A veces la música conecta con necesidades. Unas veces
potencia sentimientos de tal modo que, una vez han sido amplificados, no queda más remedio que enfrentarse a ellos.
Otras veces es reparadora y alivia los grises.
Más allá de la terapéutica, la música deja al descubierto
zonas desconocidas de la anatomía sentimental, partes que ni se sabían. Es capaz de arrojar luz sobre los angulosos
huecos de la identidad de quien la escucha. ¿Por qué esa pieza? ¿Qué
contaba el compositor? ¿Qué necesitamos escuchar?.
Un oboe se hace camino entre el resto de instrumentos, muy
despacio. Y sin saber muy bien cómo, un extraño diálogo se establece
entre quien escucha y quien interpreta. Así la soledad parece menor, a ratos
hasta se olvida. Alguien ha leído por dentro y ha sabido traducirlo sobre una
partitura.
Siempre he envidiado a quien podía expresarse con notas
musicales o con la pintura y el dibujo. Las palabras, aún sin quererlo, obligan
a dotar de orden lo que se quiere decir, hasta la poesía está encorsetada en
ciertas formas de racionalidad. Nombrar es representar.

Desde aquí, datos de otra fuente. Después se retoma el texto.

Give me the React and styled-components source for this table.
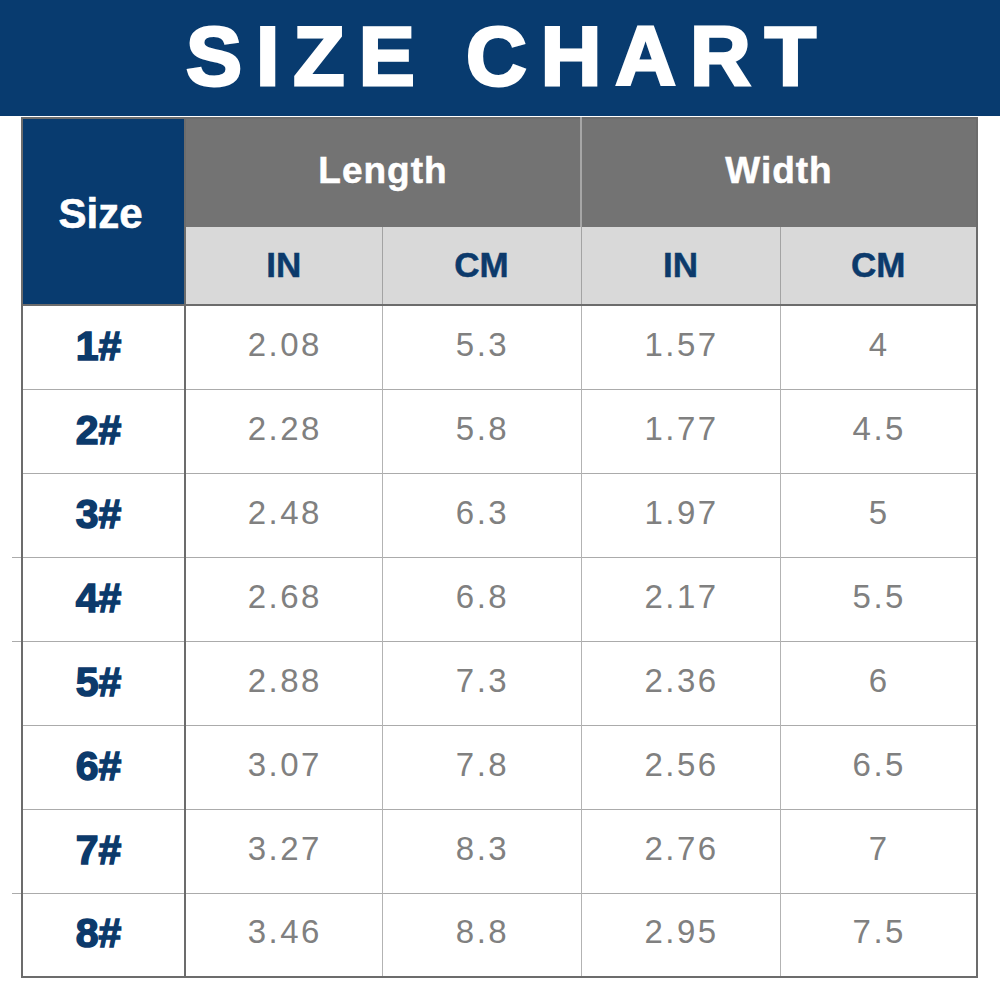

El río de luz de Frederic Edwin Church. Fuente: Wikipedia |
No me extraña que Schopenhauer pusiera a la música en la
cúspide de las artes. Su capacidad expresiva es infinitamente superior a la
palabra, es capaz de atrapar la propia esencia de la Voluntad.
Parafraseando a
Wittgenstein, quizá debamos callar acerca de lo que no se puede hablar, pero
ello no significa que no exista. De hecho, para Wittgenstein aquello de lo que
no habló era lo más importante.
Es una suerte que exista la música para poder conectar de algún modo con ello.